One solution worth considering is asking patients to opt in to information sharing. This requires creating a framework that guarantees the confidentiality of the data, and there also needs to be legal language that explains patients’ rights in detail. Such documents should always include an opt-in process that requires a patient to clearly indicate their interest and to provide their consent. This is absolutely essential if you’re going to be monetizing data by selling to third parties.

Reducing Losses

Much of the low-hanging fruit in the industry comes from situations where data analysis can provide insights regarding losses. In the simplest form, this comes from streamlining processes, such as:

  • Scheduling appointments between doctors and patients more efficiently
  • Avoiding duplication of medical efforts
  • Preventing potential slip-ups
  • Maintaining contact with patients about screenings and check-ups

There’s also another level at which healthcare data can be utilized to spur the well being of patients. For example, insurance carriers and hospitals mining patient data have discovered trends among their customers where preventive measures can be taken. By providing those customers with medical devices, preventative screenings and other forms of care, they’ve reduced costs by avoiding more expensive, radical and reactionary solutions.

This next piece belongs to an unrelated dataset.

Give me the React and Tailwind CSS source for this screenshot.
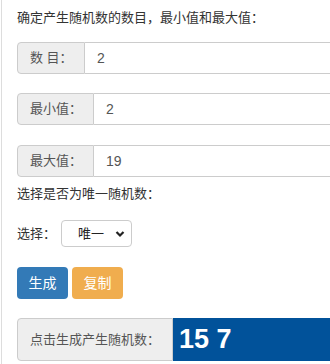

Healthcare data can also be utilized to establish the efficacy of medical options. Rather than relying on old habits and tried-and-true solutions, professionals can utilize large-scale to develop insights about which drugs produce the best outcomes for the dollar. Data is also employed in researching:

  • Genomic and epigenetic concerns
  • Pharmacology studies
  • New drug discoveries and treatments

Developing Healthcare Data Profit Centers

While HIPAA rules limit the amount of specific data that can be sold in relation to patient care, anonymized data is still a strong potential profit center. Researchers, insurance companies, government agencies and marketers are all looking for information that can fuel their own data analysis. This sort of data can benefit groups that are trying to develop:

  • Economic models
  • Government policies
  • Metastudies
  • Information regarding rare disease
  • Trend analysis

Packaging data for third parties carries with it several concerns that need to be taken seriously. Foremost, it’s important that all patient data be scrubbed of any identifying features. Secondly, large banks of data become targets for hackers, and it’s important to secure all your systems. Thirdly, aggregation of anonymous data will likely demand some investment in bringing in qualified data scientists, establishing in-house standards and building out computing resources.

There is also the cultural component that comes with all efforts to become more data-centric. Stakeholders need to be brought in on monetization efforts, and it’s critical to confirm they are on board with the technical, cultural, legal and ethical requirements of the process. While you don’t want to clear out folks who have honest objections, there usually are situations where stakeholders have to be bought out of contracts or given severance packages. Your goal during a monetization push should be to develop a larger organizational commitment to doing it well.

A commitment to data and monetization takes time. Resources and talent have to be accumulated, and data often has to be prepped for outside consumption. This means taking into account data consumers’ concerns about data lineage, unique identifiers and other information that allows them to do their job well. Being able to present both internal stakeholders and third parties with finished products can make offerings significantly more appealing.

Plenty of thought goes into monetizing data from a healthcare organization. In time, though, a portion of your business that seems like it costs you money can end up curtailing losses and generating new sources of revenue.